Perhaps more directly analogous for solicitors, the Bar Standards Board (“BSB”) Handbook defines as “unfit to practise” an individual who is “incapacitated due to his or her physical or mental condition; and, as a result…impaired” and for whom “the imposition of a restriction...is necessary for the protection of the public…”. The BSB has a distinct process in relation to issues arising under their fitness to practise regime, which is not punitive in nature and is separate from disciplinary proceedings.

By defining the level of “fitness” that a professional is required to maintain in order to practise, these regulatory regimes place health issues firmly on their regulatory agenda and can better address those (rare but highly publicised) situations that can arise where a solicitor is perhaps deemed too ill to be prosecuted before the SDT but is not prevented from continuing to practise.
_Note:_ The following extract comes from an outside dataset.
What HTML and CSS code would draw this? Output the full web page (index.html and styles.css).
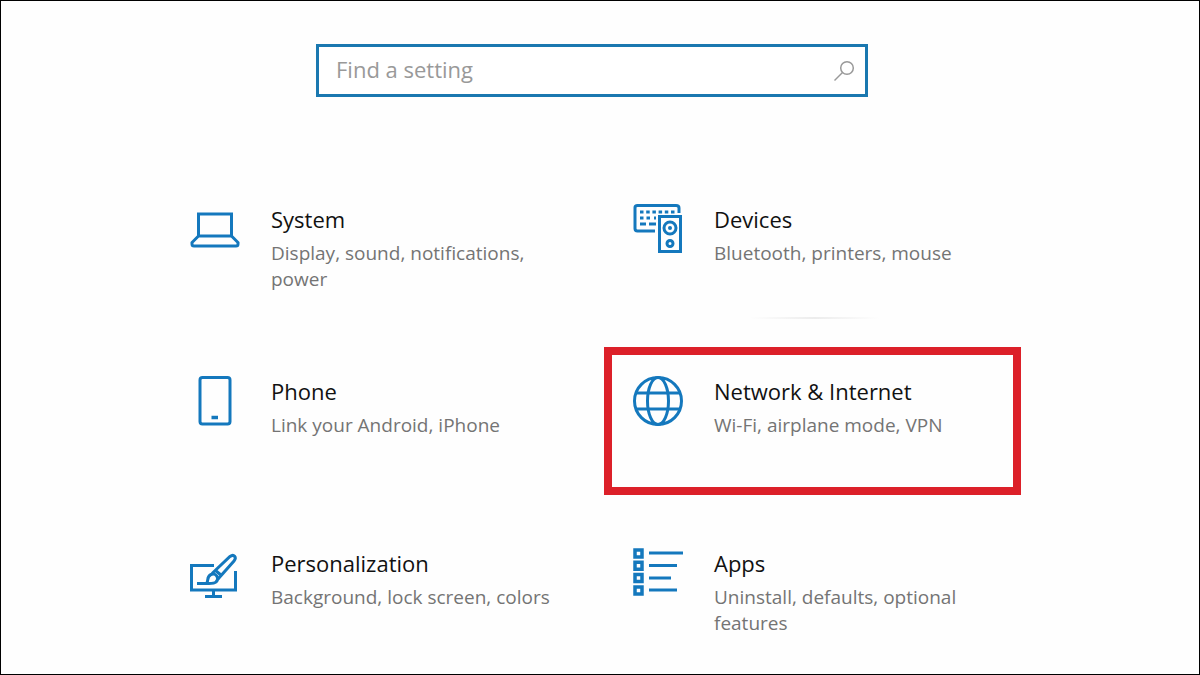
FILE: index.html
```html
<!DOCTYPE html>
<html lang="en">
<head>
<meta charset="utf-8">
<meta name="viewport" content="width=device-width, initial-scale=1">
<title>Settings</title>
<link rel="stylesheet" href="styles.css">
</head>
<body>
<header class="header">
  <form class="search" role="search">
    <input class="search-input" type="text" placeholder="Find a setting" aria-label="Find a setting">
    <button class="search-button" type="button" aria-label="Search">
      <svg viewBox="0 0 22 22" width="22" height="22" fill="none" stroke="currentColor" stroke-width="1.5"><circle cx="14" cy="8" r="6.3"/><path d="M9.5 12.5 1.5 20.5"/></svg>
    </button>
  </form>
</header>
<main class="grid">
  <a class="tile" href="#system">
    <svg class="icon" viewBox="0 0 50 50"><path d="M8.5 10h33v22h-33zM8.500 32 2 38.500V40q0 2 2 2h42q2 0 2-2v-1.500L41.500 32"/></svg>
    <span class="text"><span class="title">System</span><span class="desc">Display, sound, notifications, power</span></span>
  </a>
  <a class="tile" href="#devices">
    <svg class="icon" viewBox="0 0 50 50"><path d="M22 27H4.500Q2 27 2 24.500V3.500Q2 1.500 4.500 1.500H43Q46 1.500 46 4V9"/><path d="M7 8h37" stroke-dasharray="3.500 2.700"/><path d="M7 14h3.500m3 0H17m4 0h2M7 20h6m3 0h7"/><path d="M26.500 12.500h21v35h-21z"/><circle cx="37" cy="24" r="6"/><circle class="fill" cx="37" cy="24" r="2"/><circle cx="37" cy="39.500" r="3"/></svg>
    <span class="text"><span class="title">Devices</span><span class="desc">Bluetooth, printers, mouse</span></span>
  </a>
  <a class="tile" href="#phone">
    <svg class="icon" viewBox="0 0 50 50"><rect x="10" y="1.500" width="30" height="46.500" rx="2.500"/><path d="M21.500 41.500h6.500" stroke-width="3.500"/></svg>
    <span class="text"><span class="title">Phone</span><span class="desc">Link your Android, iPhone</span></span>
  </a>
  <a class="tile tile-marked" href="#network">
    <svg class="icon" viewBox="0 0 50 50"><circle cx="25" cy="25" r="23.500"/><ellipse cx="25" cy="25" rx="10.500" ry="23.500"/><path d="M3 17h44M3 33h44"/></svg>
    <span class="text"><span class="title">Network &amp; Internet</span><span class="desc">Wi-Fi, airplane mode, VPN</span></span>
  </a>
  <a class="tile" href="#personalization">
    <svg class="icon" viewBox="0 0 50 50"><path d="M24 17.500H1.500v24.500h44V23M23.500 42v6M15 48.500h17M7 35.500h10"/><path d="M16 35.500c3-1 0-7 5-9s9 4 5 7.500c-2 2-6 1.500-10 1.500z"/><path d="m22 25.500 18-17c4-3 7 1 4 4.500l-16 18M25.500 22.500l6 5"/></svg>
    <span class="text"><span class="title">Personalization</span><span class="desc">Background, lock screen, colors</span></span>
  </a>
  <a class="tile" href="#apps">
    <svg class="icon" viewBox="0 0 50 50"><path d="M2 2h7v7H2zM2 14.300h7v7H2zM2 26.600h7v7H2zM2 39h7v7H2z" stroke-width="3.500"/><path d="M16 5h34M16 17.500h28M16 30h22M16 42h28"/></svg>
    <span class="text"><span class="title">Apps</span><span class="desc">Uninstall, defaults, optional features</span></span>
  </a>
</main>
</body>
</html>
```
FILE: styles.css
```css
* { box-sizing: border-box; }

body {
  margin: 0;
  min-height: 100vh;
  padding: 43px 16px 0 0;
  border: 1px solid #000;
  background: #fefefe;
  font-family: "Open Sans", "Noto Sans", sans-serif;
}

.header {
  display: flex;
  justify-content: center;
}

.search {
  display: flex;
  align-items: center;
  width: 552px;
  height: 53px;
  padding: 0 10px 0 17px;
  border: 3px solid #1a78b0;
  background: #fff;
}

.search-input {
  flex: 1;
  min-width: 0;
  padding: 0 0 4px;
  border: 0;
  outline: 0;
  background: none;
  color: #222;
  font: inherit;
  font-size: 22px;
  line-height: 28px;
}

.search-input::placeholder { color: #999; opacity: 1; }

.search-button {
  display: flex;
  padding: 0;
  border: 0;
  background: none;
  color: #999;
}

.grid {
  display: grid;
  grid-template-columns: repeat(2, minmax(0, 417px));
  justify-content: center;
  gap: 24px 26px;
  margin-top: 78px;
  padding-right: 2px;
}

.tile {
  position: relative;
  display: flex;
  gap: 31px;
  min-height: 148px;
  padding: 21px 0 21px 21px;
  border: 8px solid transparent;
  color: inherit;
  text-decoration: none;
}

.tile-marked { border-color: #dc2029; }

.tile-marked::before {
  content: "";
  position: absolute;
  top: -38px;
  left: 138px;
  width: 130px;
  height: 2px;
  background: linear-gradient(90deg, transparent, #ececec, transparent);
}

.icon {
  flex: none;
  width: 50px;
  height: 50px;
  fill: none;
  stroke: #1478bd;
  stroke-width: 3;
}

.fill { fill: #1478bd; stroke: none; }

.text {
  display: flex;
  flex-direction: column;
  gap: 5px;
  min-width: 0;
}

.title {
  color: #111;
  font-size: 22px;
  line-height: 31px;
}

.desc {
  color: #747474;
  font-size: 19px;
  line-height: 26px;
}
```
Given that we may all be affected by health issues at some point over our careers, the concept of a regime that can appropriately address serious issues at an early stage before they result in any damage to clients or to the reputation of the profession has some attractions. However, a fitness to practise regime for solicitors would be no panacea; no regulatory regime could be. Is it realistic that people will come forward within a fitness to practise regime and voluntarily identify issues that may affect their livelihoods? Even absent any possible financial implications or feelings of stigma, even usually self-aware individuals may not be best placed to appreciate the impact of their own health issues at the relevant time. Equally, can we reasonably expect co-workers to come forward and raise issues where no damage or regulatory breach has yet taken place? What of the solicitor suffering from a depressive illness after the breakdown of a relationship, or the one in the latter stages of their career who is no longer quite as alert as they once were? The fact that, in today’s world of hybrid working, we are no longer working side-by-side with colleagues on a daily basis may make issues harder to spot, let alone address. Indeed, are legal professionals really best placed to identify which health issues could ultimately become a client protection issue?

However, the current regime for solicitors does not put in place a regulatory framework that allows the SDT properly to take into account the reasons that could have caused a solicitor's misconduct. As such, it is very difficult to see an analogous outcome in the legal profession to the highly-publicised case of Dr Bawa-Garba, a doctor sentenced to a 2 year suspended prison sentence for gross negligence manslaughter, yet who was - in light of significant mitigating factors – allowed to return to practice (albeit initially with conditions). For now at least, the SRA appears to favour a disciplinary approach where it considers there have been regulatory breaches. Will it change its stance in the future? That remains to be seen.